Brazil contains more than 14,000 km2 of mangroves, spreading along almost the entire coast. It is home to several species of economic importance, ensuring food security for many fishing communities, especially in the northeast of Brazil, where 80% of fishing still uses traditional techniques. It is also home to species that are in danger of extinction, such as the marine manatee, which has had its original distribution from Espírito Santo, south eastern Brazil, to Maranhão, cut.
To ensure the protection of Brazilian mangroves, the BiomaBrasil Institute signed in 2006 a partnership with the Mangrove Action Project (MAP), in a project to train public school teachers, using educational material that is highly contextualized and adapted to the Brazilian species and ecology.
Teachers Clemente Coelho Junior and Renato de Almeida then took the education program along the Brazilian coast, from Cananéia, on the south coast of São Paulo, to Pernambuco, northeast of Brazil.
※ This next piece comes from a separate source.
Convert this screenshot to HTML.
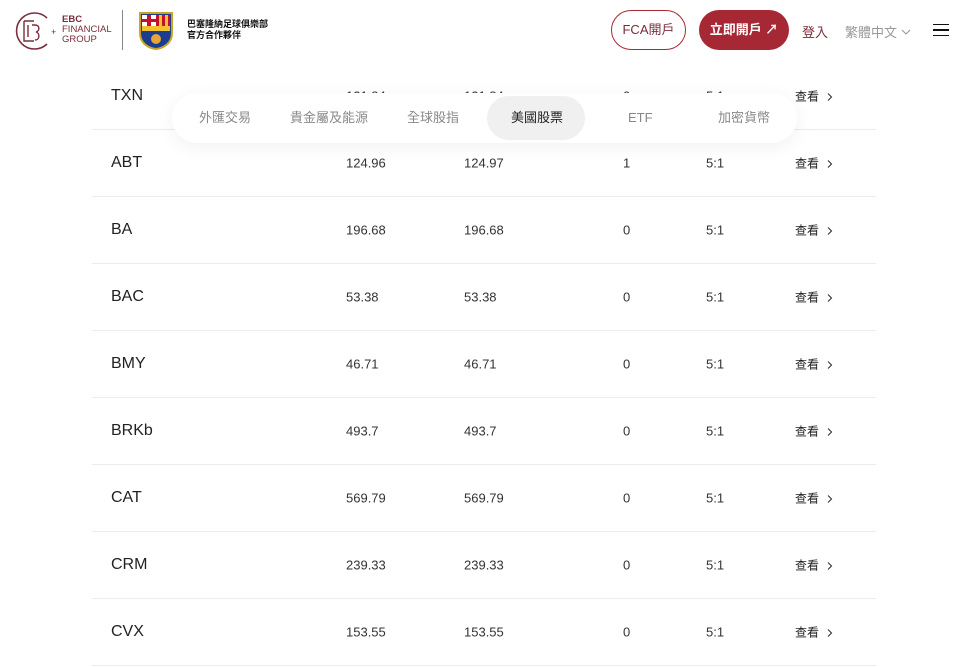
<!DOCTYPE html>
<html><head><meta charset="utf-8"><style>
*{margin:0;padding:0;box-sizing:border-box}
body{width:978px;height:667px;overflow:hidden;background:#fff;font-family:"Liberation Sans","Noto Sans CJK TC",sans-serif;color:#222;position:relative}
.hdr{position:absolute;top:0;left:0;width:978px;height:62px;background:#fff;z-index:5}
.row{position:absolute;left:92px;width:784px;height:67px;border-bottom:1px solid #ececec}
.row span{position:absolute;top:50%;transform:translateY(-50%);font-size:13px;color:#333}
.row .s{left:19px;font-size:16px;color:#222}
.row .a{left:254px}.row .b{left:372px}.row .c{left:531px}.row .d{left:614px}
.row .e{left:703px;font-size:12px;color:#222}
.row .e svg{margin-left:8px;vertical-align:-1px}
.tabs{position:absolute;left:172px;top:93px;width:625px;height:50px;background:#fff;border-radius:25px;box-shadow:0 4px 18px rgba(0,0,0,.06);z-index:4}
.tabs span{position:absolute;top:0;line-height:50px;font-size:13px;color:#888}
.pill{position:absolute;left:315px;top:3px;width:98px;height:44px;border-radius:22px;background:#f0f0f0}
</style></head><body>
<div class="hdr">
  <svg style="position:absolute;left:14px;top:11px" width="46" height="40" viewBox="0 0 46 40"><path d="M33 7A18 18 0 1 0 33 33" fill="none" stroke="#7a2d3a" stroke-width="1.6"/><path d="M10 10h10M10 10v20h10M14 14v12M18 14h3c5 0 5 6 1 7c4 1 4 8-1 8" fill="none" stroke="#7a2d3a" stroke-width="1.4"/><text x="37" y="24" font-size="9" fill="#7a2d3a">+</text></svg>
  <div style="position:absolute;left:62px;top:15px;font-size:9.5px;line-height:10px;color:#7a2d3a"><b>EBC</b><br>FINANCIAL<br>GROUP</div>
  <div style="position:absolute;left:122px;top:10px;width:1px;height:40px;background:#888"></div>
  <svg style="position:absolute;left:137px;top:10px" width="38" height="40" viewBox="0 0 38 40"><path d="M3 3h32v20c0 10-8 15-16 16C11 38 3 33 3 23z" fill="#1a3d8f" stroke="#c9a227" stroke-width="2"/><rect x="5" y="5" width="14" height="11" fill="#fff"/><rect x="10" y="5" width="4" height="11" fill="#c8102e"/><rect x="5" y="9" width="14" height="3" fill="#c8102e"/><rect x="19" y="5" width="14" height="11" fill="#c8102e"/><rect x="22" y="5" width="3" height="11" fill="#f2c230"/><rect x="28" y="5" width="3" height="11" fill="#f2c230"/><rect x="5" y="16" width="28" height="5" fill="#f2c230"/><circle cx="19" cy="29" r="5" fill="#e8a33a"/></svg>
  <div style="position:absolute;left:187px;top:19px;font-size:9px;line-height:11px;font-weight:bold;color:#111">巴塞隆納足球俱樂部<br>官方合作夥伴</div>
  <div style="position:absolute;left:611px;top:10px;width:75px;height:40px;border:1px solid #a52834;border-radius:20px;text-align:center;line-height:38px;font-size:13px;color:#7a2d3a">FCA開戶</div>
  <div style="position:absolute;left:699px;top:10px;width:90px;height:40px;background:#a52834;border-radius:20px;text-align:center;line-height:40px;font-size:13px;color:#fff;font-weight:bold">立即開戶 ↗</div>
  <div style="position:absolute;left:802px;top:22px;font-size:13px;color:#7a2d3a">登入</div>
  <div style="position:absolute;left:845px;top:22px;font-size:13px;color:#999">繁體中文 <svg width="10" height="6" viewBox="0 0 10 6" style="vertical-align:2px"><path d="M1 1l4 4 4-4" fill="none" stroke="#999" stroke-width="1.1"/></svg></div>
  <div style="position:absolute;left:933px;top:24px;width:16px;height:12px;border-top:1.5px solid #111;border-bottom:1.5px solid #111"><div style="margin-top:4px;height:1.5px;background:#111"></div></div>
</div>
<div class="row" style="top:63px"><span class="s">TXN</span><span class="a">121.84</span><span class="b">121.84</span><span class="c">0</span><span class="d">5:1</span><span class="e">查看<svg width="6" height="9" viewBox="0 0 6 9"><path d="M1 1l3.5 3.5L1 8" fill="none" stroke="#333" stroke-width="1.1"/></svg></span></div>
<div class="row" style="top:130px"><span class="s">ABT</span><span class="a">124.96</span><span class="b">124.97</span><span class="c">1</span><span class="d">5:1</span><span class="e">查看<svg width="6" height="9" viewBox="0 0 6 9"><path d="M1 1l3.5 3.5L1 8" fill="none" stroke="#333" stroke-width="1.1"/></svg></span></div>
<div class="row" style="top:197px"><span class="s">BA</span><span class="a">196.68</span><span class="b">196.68</span><span class="c">0</span><span class="d">5:1</span><span class="e">查看<svg width="6" height="9" viewBox="0 0 6 9"><path d="M1 1l3.5 3.5L1 8" fill="none" stroke="#333" stroke-width="1.1"/></svg></span></div>
<div class="row" style="top:264px"><span class="s">BAC</span><span class="a">53.38</span><span class="b">53.38</span><span class="c">0</span><span class="d">5:1</span><span class="e">查看<svg width="6" height="9" viewBox="0 0 6 9"><path d="M1 1l3.5 3.5L1 8" fill="none" stroke="#333" stroke-width="1.1"/></svg></span></div>
<div class="row" style="top:331px"><span class="s">BMY</span><span class="a">46.71</span><span class="b">46.71</span><span class="c">0</span><span class="d">5:1</span><span class="e">查看<svg width="6" height="9" viewBox="0 0 6 9"><path d="M1 1l3.5 3.5L1 8" fill="none" stroke="#333" stroke-width="1.1"/></svg></span></div>
<div class="row" style="top:398px"><span class="s">BRKb</span><span class="a">493.7</span><span class="b">493.7</span><span class="c">0</span><span class="d">5:1</span><span class="e">查看<svg width="6" height="9" viewBox="0 0 6 9"><path d="M1 1l3.5 3.5L1 8" fill="none" stroke="#333" stroke-width="1.1"/></svg></span></div>
<div class="row" style="top:465px"><span class="s">CAT</span><span class="a">569.79</span><span class="b">569.79</span><span class="c">0</span><span class="d">5:1</span><span class="e">查看<svg width="6" height="9" viewBox="0 0 6 9"><path d="M1 1l3.5 3.5L1 8" fill="none" stroke="#333" stroke-width="1.1"/></svg></span></div>
<div class="row" style="top:532px"><span class="s">CRM</span><span class="a">239.33</span><span class="b">239.33</span><span class="c">0</span><span class="d">5:1</span><span class="e">查看<svg width="6" height="9" viewBox="0 0 6 9"><path d="M1 1l3.5 3.5L1 8" fill="none" stroke="#333" stroke-width="1.1"/></svg></span></div>
<div class="row" style="top:599px"><span class="s">CVX</span><span class="a">153.55</span><span class="b">153.55</span><span class="c">0</span><span class="d">5:1</span><span class="e">查看<svg width="6" height="9" viewBox="0 0 6 9"><path d="M1 1l3.5 3.5L1 8" fill="none" stroke="#333" stroke-width="1.1"/></svg></span></div>
<div class="tabs"><div class="pill"></div>
<span style="left:27px">外匯交易</span><span style="left:118px">貴金屬及能源</span><span style="left:235px">全球股指</span><span style="left:339px;color:#222">美國股票</span><span style="left:456px">ETF</span><span style="left:546px">加密貨幣</span></div>
</body></html>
In mid-2012, the program arrived in the largest Marine Protected Area in Brazil, the Costa dos Corais Environmental Protection Area, which has the main reintroduction program for Marine Manatees on the Brazilian coast. There were 7 municipalities, with 300 teachers from 66 public schools. Students and teachers adopted the Didactic Curriculum Guide “The Marvellous Mangroves of Brazil” within the classroom as well as field activities, forming very important networks for the protection of mangroves, coral reefs, and seagrasses banks, which make up the ecological connectivity.